*REQUIREMENTS*
Find and copy every line in the records that includes the string "with".

*MATERIAL SUPPLIED*
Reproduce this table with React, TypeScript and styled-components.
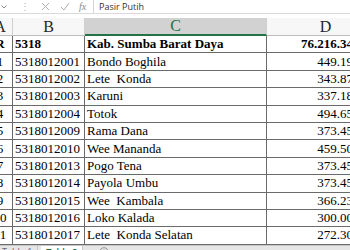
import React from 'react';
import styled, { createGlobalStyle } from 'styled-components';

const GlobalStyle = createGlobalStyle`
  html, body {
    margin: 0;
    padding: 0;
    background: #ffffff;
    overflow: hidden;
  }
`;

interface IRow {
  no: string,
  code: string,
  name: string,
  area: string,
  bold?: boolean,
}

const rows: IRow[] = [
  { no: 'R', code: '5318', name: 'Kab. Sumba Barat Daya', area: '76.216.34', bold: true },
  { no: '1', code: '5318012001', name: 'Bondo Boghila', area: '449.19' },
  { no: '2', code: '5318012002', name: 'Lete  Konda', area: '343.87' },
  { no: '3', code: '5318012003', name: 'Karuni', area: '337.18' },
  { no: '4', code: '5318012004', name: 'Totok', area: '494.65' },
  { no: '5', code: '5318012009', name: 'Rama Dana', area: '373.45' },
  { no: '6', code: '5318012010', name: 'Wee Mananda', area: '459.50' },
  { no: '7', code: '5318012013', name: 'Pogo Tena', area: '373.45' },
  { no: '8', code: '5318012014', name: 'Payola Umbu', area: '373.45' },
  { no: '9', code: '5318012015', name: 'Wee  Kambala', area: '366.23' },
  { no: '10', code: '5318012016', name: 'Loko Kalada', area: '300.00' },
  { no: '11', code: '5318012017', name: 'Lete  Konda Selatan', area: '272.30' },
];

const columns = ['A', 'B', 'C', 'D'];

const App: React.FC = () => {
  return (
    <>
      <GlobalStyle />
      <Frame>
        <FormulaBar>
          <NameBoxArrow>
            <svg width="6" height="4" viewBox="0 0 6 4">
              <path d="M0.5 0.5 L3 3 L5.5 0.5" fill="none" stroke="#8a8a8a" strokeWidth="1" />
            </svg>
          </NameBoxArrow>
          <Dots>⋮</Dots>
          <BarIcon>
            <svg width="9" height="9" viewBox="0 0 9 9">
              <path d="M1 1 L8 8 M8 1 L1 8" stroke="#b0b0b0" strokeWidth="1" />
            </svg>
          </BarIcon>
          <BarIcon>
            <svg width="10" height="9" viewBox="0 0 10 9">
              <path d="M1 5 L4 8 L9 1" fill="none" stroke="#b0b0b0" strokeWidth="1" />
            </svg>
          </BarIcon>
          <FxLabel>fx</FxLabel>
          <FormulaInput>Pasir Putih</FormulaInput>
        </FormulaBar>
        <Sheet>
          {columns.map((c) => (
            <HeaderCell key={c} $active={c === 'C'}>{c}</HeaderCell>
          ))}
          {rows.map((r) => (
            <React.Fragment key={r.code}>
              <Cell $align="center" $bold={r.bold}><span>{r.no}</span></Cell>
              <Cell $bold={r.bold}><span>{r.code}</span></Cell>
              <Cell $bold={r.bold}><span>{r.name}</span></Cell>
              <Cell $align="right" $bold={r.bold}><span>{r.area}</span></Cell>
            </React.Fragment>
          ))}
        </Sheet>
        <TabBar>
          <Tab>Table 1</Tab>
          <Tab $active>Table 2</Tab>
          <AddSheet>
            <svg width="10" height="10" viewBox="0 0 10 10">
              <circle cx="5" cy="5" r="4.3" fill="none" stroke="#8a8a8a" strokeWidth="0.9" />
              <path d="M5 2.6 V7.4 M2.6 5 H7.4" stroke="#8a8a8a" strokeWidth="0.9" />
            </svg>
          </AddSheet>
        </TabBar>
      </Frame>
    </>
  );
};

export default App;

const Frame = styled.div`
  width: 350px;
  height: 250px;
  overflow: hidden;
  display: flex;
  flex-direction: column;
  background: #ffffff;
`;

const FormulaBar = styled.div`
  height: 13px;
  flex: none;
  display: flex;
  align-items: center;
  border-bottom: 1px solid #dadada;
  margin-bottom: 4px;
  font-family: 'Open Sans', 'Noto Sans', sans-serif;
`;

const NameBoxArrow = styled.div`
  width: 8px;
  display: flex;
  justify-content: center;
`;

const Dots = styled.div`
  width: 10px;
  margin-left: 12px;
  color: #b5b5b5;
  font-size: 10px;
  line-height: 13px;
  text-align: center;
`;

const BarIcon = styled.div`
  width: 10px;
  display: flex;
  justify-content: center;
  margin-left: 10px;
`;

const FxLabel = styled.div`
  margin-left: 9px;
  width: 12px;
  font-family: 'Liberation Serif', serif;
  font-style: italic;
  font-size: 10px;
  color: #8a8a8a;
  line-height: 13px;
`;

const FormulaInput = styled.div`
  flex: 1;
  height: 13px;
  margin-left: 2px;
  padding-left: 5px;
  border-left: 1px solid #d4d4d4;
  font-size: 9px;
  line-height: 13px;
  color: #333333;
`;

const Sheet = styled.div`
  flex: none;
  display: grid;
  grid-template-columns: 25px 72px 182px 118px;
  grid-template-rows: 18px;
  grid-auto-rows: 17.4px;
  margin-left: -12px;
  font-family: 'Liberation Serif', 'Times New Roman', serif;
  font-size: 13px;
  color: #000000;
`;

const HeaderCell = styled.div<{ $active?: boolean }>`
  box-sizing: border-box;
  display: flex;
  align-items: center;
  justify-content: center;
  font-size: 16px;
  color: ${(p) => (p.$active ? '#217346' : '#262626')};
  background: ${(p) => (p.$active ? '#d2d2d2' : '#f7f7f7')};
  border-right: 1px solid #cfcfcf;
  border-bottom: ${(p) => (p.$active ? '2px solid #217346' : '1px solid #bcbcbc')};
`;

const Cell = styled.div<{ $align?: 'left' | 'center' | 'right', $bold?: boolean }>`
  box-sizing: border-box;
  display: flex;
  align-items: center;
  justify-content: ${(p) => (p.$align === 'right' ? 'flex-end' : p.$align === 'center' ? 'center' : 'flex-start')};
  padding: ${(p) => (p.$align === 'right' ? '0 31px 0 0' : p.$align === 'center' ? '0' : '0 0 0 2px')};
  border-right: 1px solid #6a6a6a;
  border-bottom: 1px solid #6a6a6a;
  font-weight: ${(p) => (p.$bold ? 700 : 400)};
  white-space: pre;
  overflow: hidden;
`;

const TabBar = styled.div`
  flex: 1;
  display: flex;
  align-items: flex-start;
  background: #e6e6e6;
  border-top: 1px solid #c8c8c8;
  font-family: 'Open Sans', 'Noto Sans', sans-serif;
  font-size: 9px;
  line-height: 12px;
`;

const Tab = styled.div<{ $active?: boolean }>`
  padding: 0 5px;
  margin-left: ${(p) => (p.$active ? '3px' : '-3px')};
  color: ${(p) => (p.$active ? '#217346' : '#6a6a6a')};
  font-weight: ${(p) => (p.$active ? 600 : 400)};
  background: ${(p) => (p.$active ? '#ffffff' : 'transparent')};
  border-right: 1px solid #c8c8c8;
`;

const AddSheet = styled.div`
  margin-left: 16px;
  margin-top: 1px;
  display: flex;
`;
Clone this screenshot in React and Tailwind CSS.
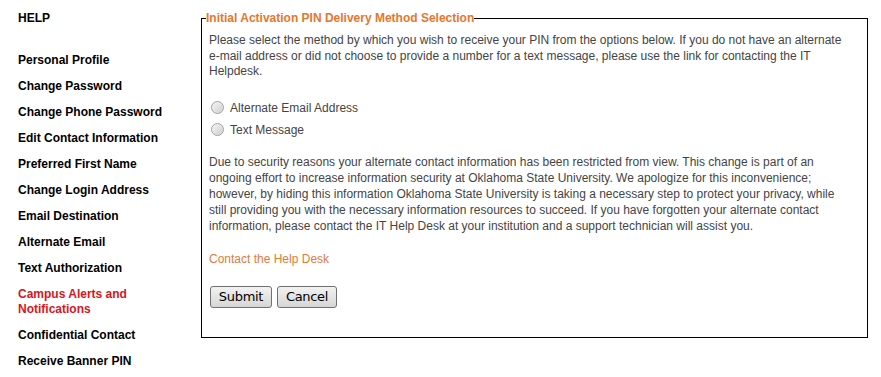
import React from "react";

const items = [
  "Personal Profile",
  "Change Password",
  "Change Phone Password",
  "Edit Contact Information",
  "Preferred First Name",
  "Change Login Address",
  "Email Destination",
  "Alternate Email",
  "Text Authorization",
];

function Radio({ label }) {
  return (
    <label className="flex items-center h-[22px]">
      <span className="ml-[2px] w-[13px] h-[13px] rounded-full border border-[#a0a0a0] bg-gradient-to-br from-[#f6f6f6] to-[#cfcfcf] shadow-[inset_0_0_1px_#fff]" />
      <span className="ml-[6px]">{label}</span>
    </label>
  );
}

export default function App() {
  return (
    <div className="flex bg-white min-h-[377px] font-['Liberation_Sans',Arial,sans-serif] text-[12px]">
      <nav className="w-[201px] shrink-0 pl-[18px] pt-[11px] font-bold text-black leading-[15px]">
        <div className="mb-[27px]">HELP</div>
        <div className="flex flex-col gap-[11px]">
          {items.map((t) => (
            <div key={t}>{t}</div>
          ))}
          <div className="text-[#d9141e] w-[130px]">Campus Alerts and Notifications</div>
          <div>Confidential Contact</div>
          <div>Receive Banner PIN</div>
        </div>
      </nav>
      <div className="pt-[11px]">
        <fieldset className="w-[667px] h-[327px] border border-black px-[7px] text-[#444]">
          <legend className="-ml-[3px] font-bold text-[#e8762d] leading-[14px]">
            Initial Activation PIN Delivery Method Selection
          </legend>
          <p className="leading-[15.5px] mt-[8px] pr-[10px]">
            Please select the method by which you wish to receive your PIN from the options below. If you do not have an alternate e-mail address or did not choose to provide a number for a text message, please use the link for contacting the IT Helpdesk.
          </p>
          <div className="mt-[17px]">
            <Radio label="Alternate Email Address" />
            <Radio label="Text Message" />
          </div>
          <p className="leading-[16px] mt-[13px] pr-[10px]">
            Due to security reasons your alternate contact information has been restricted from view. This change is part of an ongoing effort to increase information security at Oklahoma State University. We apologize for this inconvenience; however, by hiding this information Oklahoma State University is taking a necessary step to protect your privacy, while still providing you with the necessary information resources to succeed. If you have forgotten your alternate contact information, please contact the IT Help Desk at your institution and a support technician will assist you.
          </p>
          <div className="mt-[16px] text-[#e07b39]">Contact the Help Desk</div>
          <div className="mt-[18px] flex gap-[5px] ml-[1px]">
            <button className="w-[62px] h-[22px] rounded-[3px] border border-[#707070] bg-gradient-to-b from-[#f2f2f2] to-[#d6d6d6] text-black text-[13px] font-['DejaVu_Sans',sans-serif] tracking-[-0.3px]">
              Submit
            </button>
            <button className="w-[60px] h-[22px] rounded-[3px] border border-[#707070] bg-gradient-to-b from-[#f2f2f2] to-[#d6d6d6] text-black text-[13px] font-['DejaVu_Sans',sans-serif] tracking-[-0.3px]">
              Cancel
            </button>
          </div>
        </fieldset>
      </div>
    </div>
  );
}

*ANSWER BELOW*
Reproduce this table with React, TypeScript and styled-components.
            Due to security reasons your alternate contact information has been restricted from view. This change is part of an ongoing effort to increase information security at Oklahoma State University. We apologize for this inconvenience; however, by hiding this information Oklahoma State University is taking a necessary step to protect your privacy, while still providing you with the necessary information resources to succeed. If you have forgotten your alternate contact information, please contact the IT Help Desk at your institution and a support technician will assist you.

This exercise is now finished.